One thing that fascinates me is the concept of differentiated impact. I came to Tuck assuming that any climate tech company is an impact investment, but Curt Welling reminded us that that is not the case.
— Claire Kadeethum T’24
“One thing that fascinates me is the concept of differentiated impact,” Kadeethum explained. “I came to Tuck assuming that any climate tech company is an impact investment, but Curt [Welling] reminded us that that is not the case. Investing in a technology that removes less emissions than a competing technology means you are not necessarily making a positive impact.” After graduation, Kadeethum—who is also a Revers Center Fellow, Director of the Tuck Student Initiative for Decarbonization, and Co-Chair of Tuck Sustains—will apply that perspective to an energy-focused role at Bain & Company.
Demand from entrepreneurially minded students also inspired the Revers Center’s Renewable Energy Finance Case Competition, which invites teams to present pitches to alumni judges who hold senior roles in the energy industry. And when a group approached the center’s leaders about starting a podcast, “yes” came quickly. Today, the student-led Tuck Energy Currents podcast explores career paths, current sustainability-related issues affecting business, and more, with guests including industry leaders and recent Tuck graduates working in the field.
It’s clear that Tuck students care deeply about sustainability—but why do they choose an MBA over a degree explicitly focused on energy or climate policy? For Adamson, the answer is simple: the public sector can’t tackle the climate challenge alone.

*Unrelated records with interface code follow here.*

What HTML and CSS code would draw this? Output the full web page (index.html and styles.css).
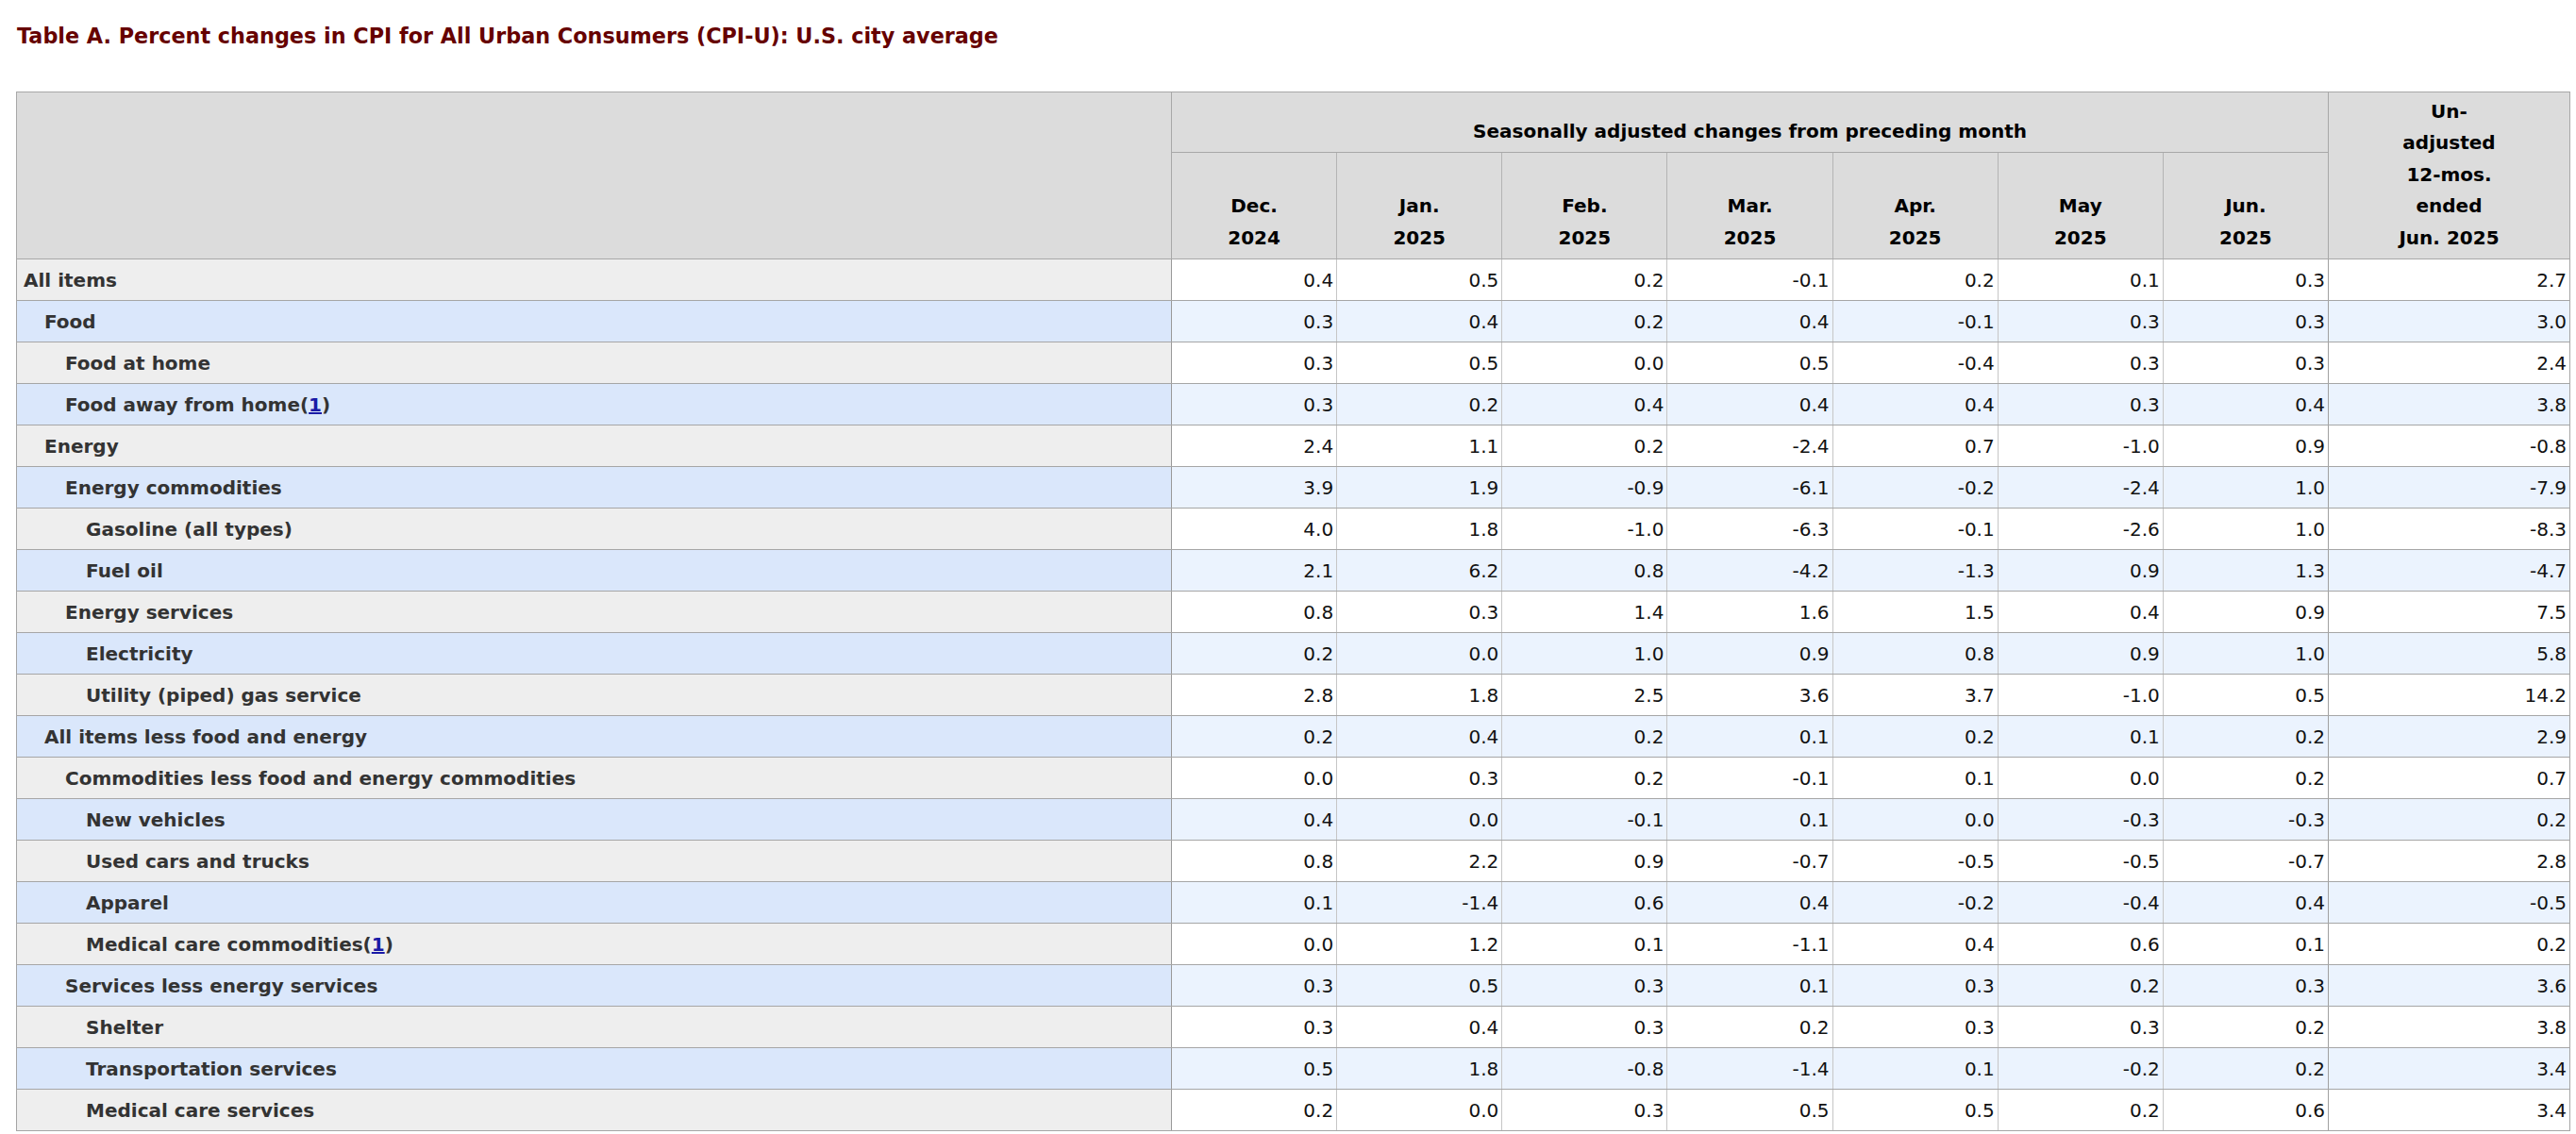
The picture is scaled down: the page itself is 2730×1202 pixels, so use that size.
FILE: index.html
```html
<!DOCTYPE html>
<html lang="en">
<head>
<meta charset="utf-8">
<title>Table A. Percent changes in CPI for All Urban Consumers (CPI-U): U.S. city average</title>
<link rel="stylesheet" href="styles.css">
</head>
<body>
<div class="page">
  <h1 class="caption">Table A. Percent changes in CPI for All Urban Consumers (CPI-U): U.S. city average</h1>
  <table class="cpi">
    <colgroup>
      <col class="c-stub">
      <col class="c-m"><col class="c-m"><col class="c-m"><col class="c-m"><col class="c-m"><col class="c-m"><col class="c-m">
      <col class="c-un">
    </colgroup>
    <thead>
      <tr class="h1row">
        <th class="stub-h" rowspan="2"></th>
        <th class="group" colspan="7">Seasonally adjusted changes from preceding month</th>
        <th class="unadj" rowspan="2">Un-<br>adjusted<br>12-mos.<br>ended<br>Jun. 2025</th>
      </tr>
      <tr class="h2row">
        <th>Dec.<br>2024</th>
        <th>Jan.<br>2025</th>
        <th>Feb.<br>2025</th>
        <th>Mar.<br>2025</th>
        <th>Apr.<br>2025</th>
        <th>May<br>2025</th>
        <th class="jun">Jun.<br>2025</th>
      </tr>
    </thead>
    <tbody>
      <tr><th class="lvl0">All items</th><td>0.4</td><td>0.5</td><td>0.2</td><td>-0.1</td><td>0.2</td><td>0.1</td><td>0.3</td><td>2.7</td></tr>
      <tr><th class="lvl1">Food</th><td>0.3</td><td>0.4</td><td>0.2</td><td>0.4</td><td>-0.1</td><td>0.3</td><td>0.3</td><td>3.0</td></tr>
      <tr><th class="lvl2">Food at home</th><td>0.3</td><td>0.5</td><td>0.0</td><td>0.5</td><td>-0.4</td><td>0.3</td><td>0.3</td><td>2.4</td></tr>
      <tr><th class="lvl2">Food away from home(<a href="#fn1">1</a>)</th><td>0.3</td><td>0.2</td><td>0.4</td><td>0.4</td><td>0.4</td><td>0.3</td><td>0.4</td><td>3.8</td></tr>
      <tr><th class="lvl1">Energy</th><td>2.4</td><td>1.1</td><td>0.2</td><td>-2.4</td><td>0.7</td><td>-1.0</td><td>0.9</td><td>-0.8</td></tr>
      <tr><th class="lvl2">Energy commodities</th><td>3.9</td><td>1.9</td><td>-0.9</td><td>-6.1</td><td>-0.2</td><td>-2.4</td><td>1.0</td><td>-7.9</td></tr>
      <tr><th class="lvl3">Gasoline (all types)</th><td>4.0</td><td>1.8</td><td>-1.0</td><td>-6.3</td><td>-0.1</td><td>-2.6</td><td>1.0</td><td>-8.3</td></tr>
      <tr><th class="lvl3">Fuel oil</th><td>2.1</td><td>6.2</td><td>0.8</td><td>-4.2</td><td>-1.3</td><td>0.9</td><td>1.3</td><td>-4.7</td></tr>
      <tr><th class="lvl2">Energy services</th><td>0.8</td><td>0.3</td><td>1.4</td><td>1.6</td><td>1.5</td><td>0.4</td><td>0.9</td><td>7.5</td></tr>
      <tr><th class="lvl3">Electricity</th><td>0.2</td><td>0.0</td><td>1.0</td><td>0.9</td><td>0.8</td><td>0.9</td><td>1.0</td><td>5.8</td></tr>
      <tr><th class="lvl3">Utility (piped) gas service</th><td>2.8</td><td>1.8</td><td>2.5</td><td>3.6</td><td>3.7</td><td>-1.0</td><td>0.5</td><td>14.2</td></tr>
      <tr><th class="lvl1">All items less food and energy</th><td>0.2</td><td>0.4</td><td>0.2</td><td>0.1</td><td>0.2</td><td>0.1</td><td>0.2</td><td>2.9</td></tr>
      <tr><th class="lvl2">Commodities less food and energy commodities</th><td>0.0</td><td>0.3</td><td>0.2</td><td>-0.1</td><td>0.1</td><td>0.0</td><td>0.2</td><td>0.7</td></tr>
      <tr><th class="lvl3">New vehicles</th><td>0.4</td><td>0.0</td><td>-0.1</td><td>0.1</td><td>0.0</td><td>-0.3</td><td>-0.3</td><td>0.2</td></tr>
      <tr><th class="lvl3">Used cars and trucks</th><td>0.8</td><td>2.2</td><td>0.9</td><td>-0.7</td><td>-0.5</td><td>-0.5</td><td>-0.7</td><td>2.8</td></tr>
      <tr><th class="lvl3">Apparel</th><td>0.1</td><td>-1.4</td><td>0.6</td><td>0.4</td><td>-0.2</td><td>-0.4</td><td>0.4</td><td>-0.5</td></tr>
      <tr><th class="lvl3">Medical care commodities(<a href="#fn1">1</a>)</th><td>0.0</td><td>1.2</td><td>0.1</td><td>-1.1</td><td>0.4</td><td>0.6</td><td>0.1</td><td>0.2</td></tr>
      <tr><th class="lvl2">Services less energy services</th><td>0.3</td><td>0.5</td><td>0.3</td><td>0.1</td><td>0.3</td><td>0.2</td><td>0.3</td><td>3.6</td></tr>
      <tr><th class="lvl3">Shelter</th><td>0.3</td><td>0.4</td><td>0.3</td><td>0.2</td><td>0.3</td><td>0.3</td><td>0.2</td><td>3.8</td></tr>
      <tr><th class="lvl3">Transportation services</th><td>0.5</td><td>1.8</td><td>-0.8</td><td>-1.4</td><td>0.1</td><td>-0.2</td><td>0.2</td><td>3.4</td></tr>
      <tr><th class="lvl3">Medical care services</th><td>0.2</td><td>0.0</td><td>0.3</td><td>0.5</td><td>0.5</td><td>0.2</td><td>0.6</td><td>3.4</td></tr>
    </tbody>
  </table>
</div>
</body>
</html>
```

FILE: styles.css
```css
html, body {
  margin: 0;
  padding: 0;
  background: #ffffff;
}

body {
  font-family: Verdana, "DejaVu Sans", sans-serif;
  color: #000000;
}

.page {
  padding: 25px 6px 0 17px;
}

.caption {
  margin: 0 0 46px 1px;
  font-size: 22.3px;
  line-height: 26px;
  font-weight: bold;
  color: #660000;
}

.cpi {
  width: 2707px;
  border-collapse: collapse;
  table-layout: fixed;
  border: 1px solid #a4a4a4;
}

.c-stub { width: 1224px; }
.c-un { width: 256px; }

.cpi thead th {
  background: #dcdcdc;
  font-size: 20px;
  font-weight: bold;
  line-height: 33.5px;
  text-align: center;
  vertical-align: bottom;
  padding: 0 2px 5px;
  border: 1px solid #a8a8a8;
  color: #000000;
}

.cpi thead .h2row th {
  border-left-color: #b4b4b4;
  border-right-color: #b4b4b4;
}

.cpi thead .h2row th.jun {
  border-right-color: #a0a0a0;
}

.h1row { height: 64px; }
.h2row { height: 113px; }

.cpi tbody tr {
  height: 44px;
}

.cpi tbody th {
  text-align: left;
  font-size: 20px;
  font-weight: bold;
  color: #333333;
  background: #eeeeee;
  padding: 0 4px 0 7px;
  white-space: nowrap;
  border-top: 1px solid #a6a6a6;
  border-bottom: 1px solid #a6a6a6;
  border-right: 1px solid #999999;
}

.cpi tbody td {
  text-align: right;
  font-size: 20px;
  color: #111111;
  background: #ffffff;
  padding: 0 3px 0 4px;
  border-top: 1px solid #a6a6a6;
  border-bottom: 1px solid #a6a6a6;
  border-left: 1px solid #c6c6c6;
  border-right: 1px solid #c6c6c6;
}

.cpi tbody td:nth-last-child(2) {
  border-right-color: #a0a0a0;
}

.cpi tbody td:last-child {
  border-right-color: #a4a4a4;
}

.cpi tbody tr:nth-child(even) th {
  background: #dae7fb;
}

.cpi tbody tr:nth-child(even) td {
  background: #ebf3fe;
}

.cpi tbody th.lvl1 { padding-left: 29px; }
.cpi tbody th.lvl2 { padding-left: 51px; }
.cpi tbody th.lvl3 { padding-left: 73px; }

.cpi a {
  color: #1a1aa6;
  text-decoration: underline;
}
```
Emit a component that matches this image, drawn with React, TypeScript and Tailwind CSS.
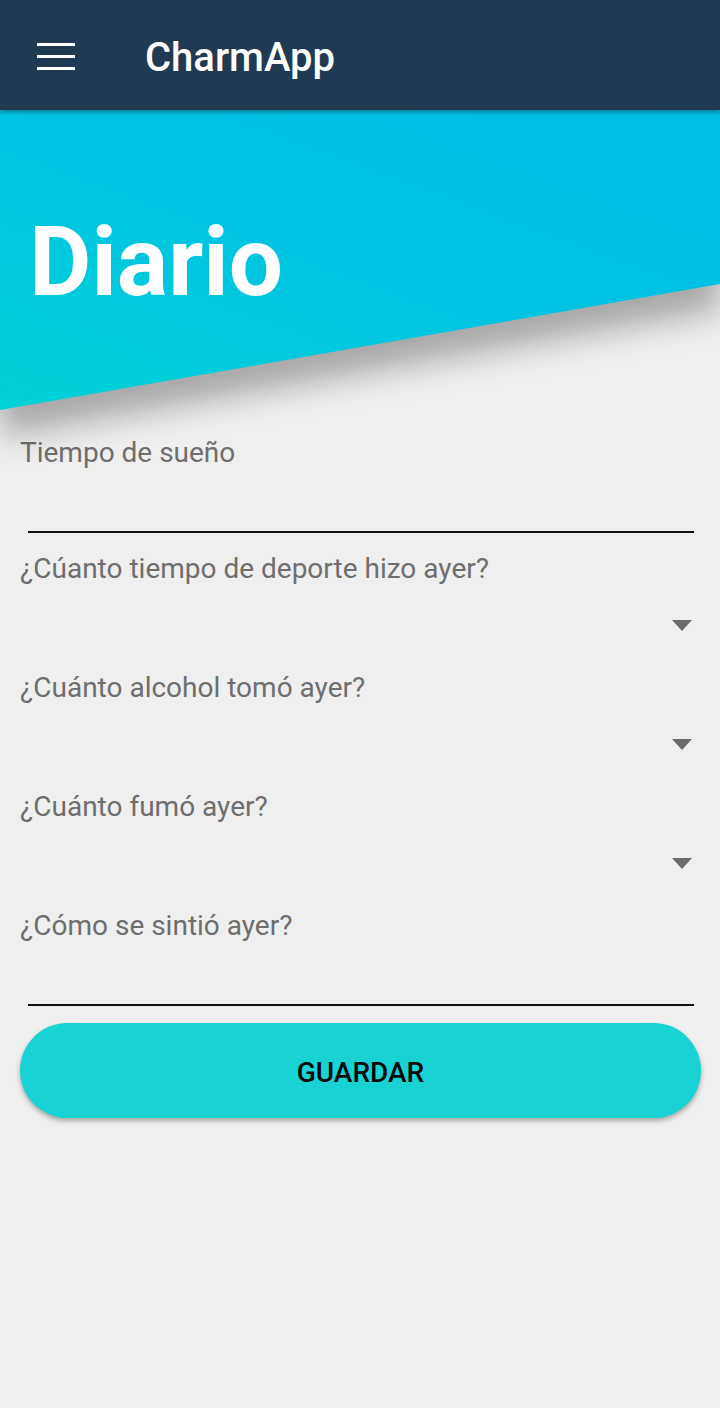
import React from "react";

function Caret() {
  return (
    <svg width="20" height="11" viewBox="0 0 20 11" className="block">
      <path d="M0 0 H20 L10 11 Z" fill="#6b6b6b" />
    </svg>
  );
}

function TextField({label}: {label: string}) {
  return (
    <div className="flex flex-col">
      <label className="text-[28px] leading-[34px] text-[#6e6e6e] pl-5">{label}</label>
      <div className="h-[63px] ml-7 mr-[26px] border-b-2 border-[#111]" />
    </div>
  );
}

function SelectField({label}: {label: string}) {
  return (
    <div className="flex flex-col">
      <label className="text-[28px] leading-[34px] text-[#6e6e6e] pl-5">{label}</label>
      <div className="h-[85px] flex items-start justify-end pt-[34px] pr-7">
        <Caret />
      </div>
    </div>
  );
}

export default function App() {
  return (
    <div className="min-h-[1408px] bg-[#efefef] font-['Roboto',sans-serif]">
      <header className="relative z-20 h-[110px] bg-[#1f3a52] flex items-center shadow-[0_2px_4px_rgba(0,0,0,0.35)]">
        <button className="ml-[37px] mt-[2px] w-[38px] flex flex-col gap-[9px]">
          <span className="block h-[3px] bg-white" />
          <span className="block h-[3px] bg-white" />
          <span className="block h-[3px] bg-white" />
        </button>
        <h1 className="ml-[70px] mt-[5px] text-[40px] font-medium text-white leading-none">CharmApp</h1>
      </header>

      <div className="relative z-10 drop-shadow-[0_26px_16px_rgba(0,0,0,0.3)]">
        <div className="h-[300px] bg-[linear-gradient(200deg,#00bde4_0%,#00c3e2_50%,#00d2d6_100%)] [clip-path:polygon(0_0,100%_0,100%_174px,0_300px)]">
          <h2 className="pt-[104px] pl-[29px] text-[96px] font-bold text-white leading-none">Diario</h2>
        </div>
      </div>

      <form className="flex flex-col pt-[26px]">
        <TextField label="Tiempo de sueño" />
        <div className="pt-[19px]">
          <SelectField label="¿Cúanto tiempo de deporte hizo ayer?" />
          <SelectField label="¿Cuánto alcohol tomó ayer?" />
          <SelectField label="¿Cuánto fumó ayer?" />
          <TextField label="¿Cómo se sintió ayer?" />
        </div>
        <div className="pt-[17px] pl-5 pr-[19px]">
          <button
            type="button"
            className="w-full h-[95px] pt-1 rounded-full bg-[#19d2d4] text-[28px] font-medium text-[#0a0a0a] shadow-[0_3px_5px_rgba(0,0,0,0.3)]"
          >
            GUARDAR
          </button>
        </div>
      </form>
    </div>
  );
}
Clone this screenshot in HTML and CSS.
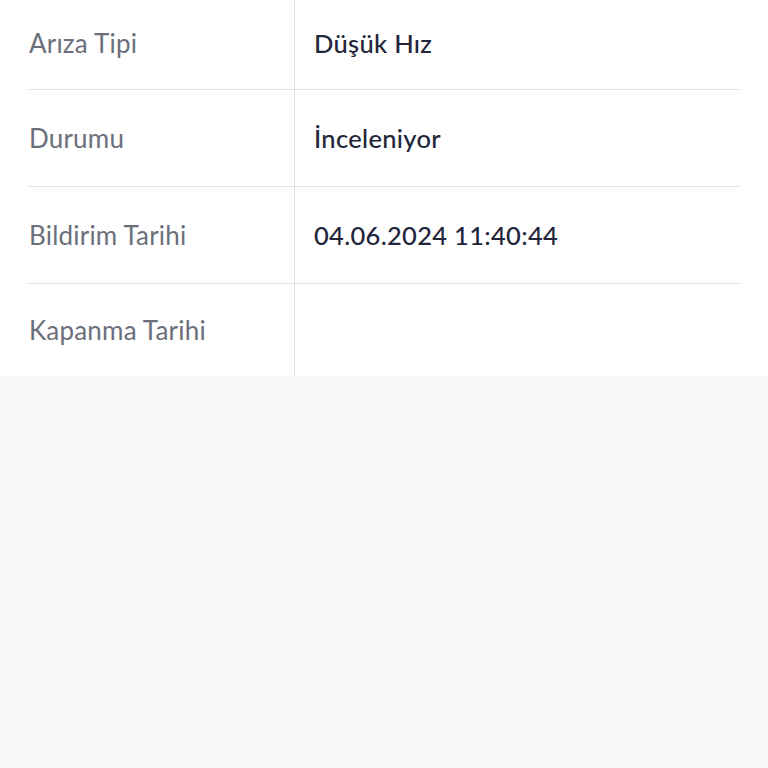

“The private sector is good at getting things done—and going forward, even roles that aren’t obviously about sustainability will have those considerations,” she said. “If an operations leader decides to invest in solar for a manufacturing facility, that has huge energy impacts. Making those decisions over and over again will be how we achieve the green transition, and an MBA from Tuck offers the tools to be part of that process.